The parting words of teachers to their students are expected to be remembered long after Steinbeck’s themes, spoken language styles and DAFOREST are forgotten. We’re usually expected to give academia related advice, tell you how to succeed in college, the secret to surviving university and how to pass those essential exams, however, all of that comes secondary to, what I believe, is the biggest and most important umbrella: your Islamic identity.
Islamic identity is your utmost possession. It is the only identification that really matters. It is your faith, your religion, your moral values, and your whole life. This identity is the one that makes you wake up before sunrise to pray.
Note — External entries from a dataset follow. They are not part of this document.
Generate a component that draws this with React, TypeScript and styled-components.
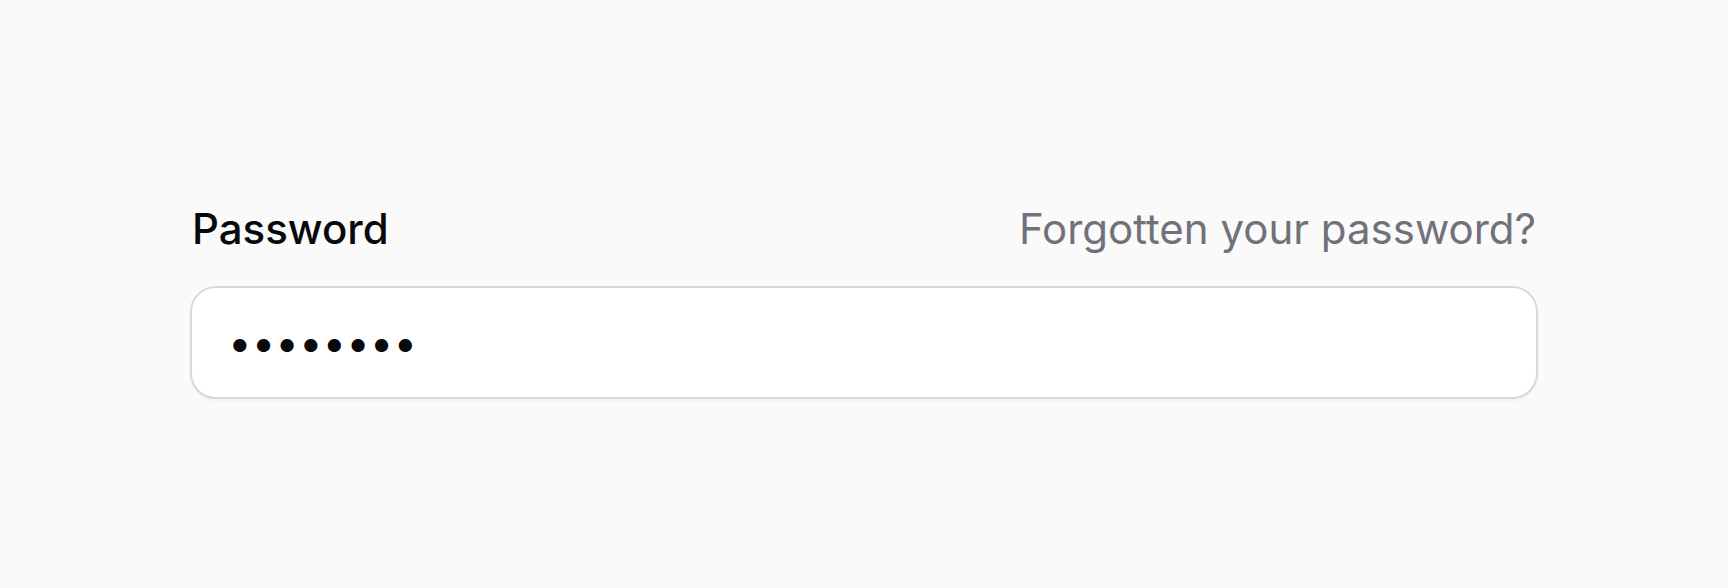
import styled, { createGlobalStyle } from "styled-components";

const GlobalStyle = createGlobalStyle`
  html, body {
    margin: 0;
    padding: 0;
    background-color: #fafafa;
    font-family: Inter, "Noto Sans", sans-serif;
  }
`;

const Page = styled.div`
  min-height: 588px;
  box-sizing: border-box;
  padding-top: 197px;
  display: flex;
  justify-content: center;
`;

const Field = styled.div`
  width: 1348px;
  display: flex;
  flex-direction: column;
  gap: 26px;
`;

const LabelRow = styled.div`
  display: flex;
  align-items: center;
  justify-content: space-between;
  padding-left: 2px;
  padding-right: 2px;
`;

const Label = styled.label`
  font-size: 42px;
  line-height: 1.5;
  font-weight: 500;
  color: #09090b;
`;

const ForgotLink = styled.a`
  font-size: 42px;
  line-height: 1.5;
  color: #71717a;
  text-decoration: none;
  cursor: pointer;
`;

const Input = styled.input`
  box-sizing: border-box;
  width: 100%;
  height: 113px;
  padding: 0 36px;
  border: 2px solid #d9d9db;
  border-radius: 26px;
  background-color: #ffffff;
  box-shadow: 0 2px 3px rgba(0, 0, 0, 0.04);
  font-family: Inter, "Noto Sans", sans-serif;
  font-size: 42px;
  color: #09090b;
  outline: none;
`;

export default function App() {
  return (
    <>
      <GlobalStyle />
      <Page>
        <Field>
          <LabelRow>
            <Label htmlFor="password">Password</Label>
            <ForgotLink>Forgotten your password?</ForgotLink>
          </LabelRow>
          <Input id="password" type="password" defaultValue="password" readOnly />
        </Field>
      </Page>
    </>
  );
}
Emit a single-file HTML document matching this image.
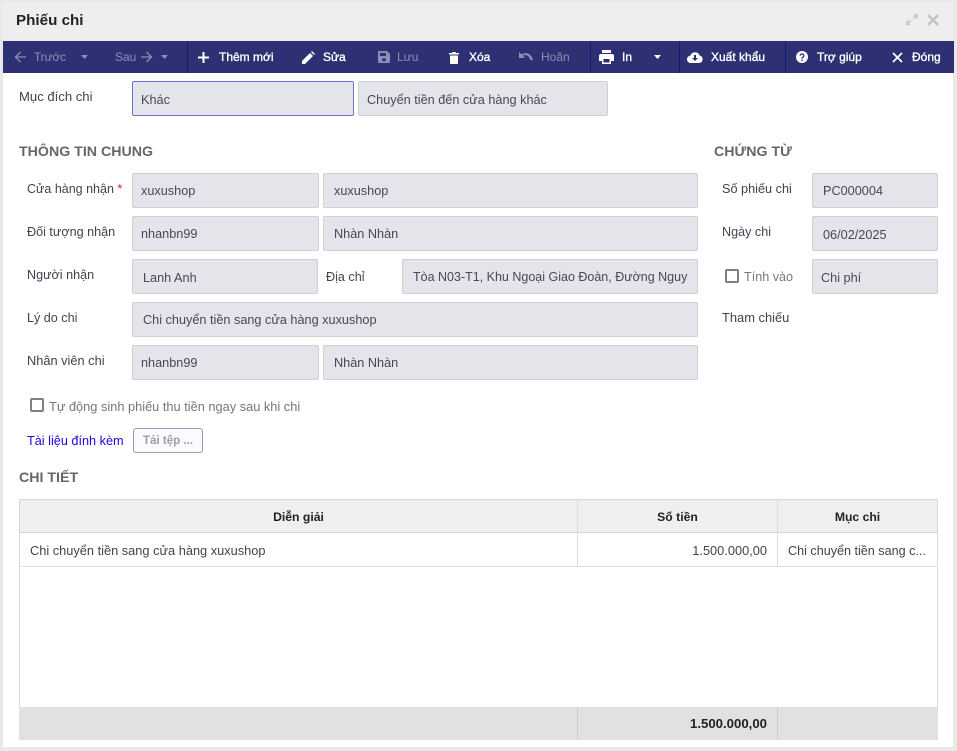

This identity is the one that makes you kind, sincere, responsible, and thoughtful when you deal with people. This identity is the one that stops you from any immoral behaviour. This identity is the one that makes you realise and understand that Islam is a way of life.
You will leave this school and begin the next stage of your journey. You’ll change trains. You’ll catch your next flight. You’ll move houses. You’ll lose touch with many friends and end up with new friends in new places doing new things. You will be faced with times when difficult decisions will have to be made based on the sort of people that accompany you. Your friends will help to either make or break your identity. Ask yourself, do you ever feel uncomfortable because of their habits? Their character? Their suggestions? Their outlook on life? I’m not telling you to judge their lifestyles but simply gauge the level of influence they have on you.
‘A person is likely to follow the faith of his friend, so look whom you befriend’ (Abu Dawood/Tirmidhi).
Be strong, be vocal and learn to make your own decisions based on your Muslim identity.
I wish and pray for success in all your endeavours but at the same time, I want to say that should you ever fail at anything in life, do not let it demotivate you, do not be afraid. Failure at some point in life is inevitable and healthy. Use your failure as stepping stones to success and strive even harder. Failure is not fatal and learning from your mistakes and refining your techniques is how you grow in life.
‘A believer is not bitten from the same hole twice’ (Bukhari/Muslim).
It is vital to be aware, conscious and perceptive and not to repeat the same mistake twice, whether that is in your personal life or academic; learn from your bad experiences.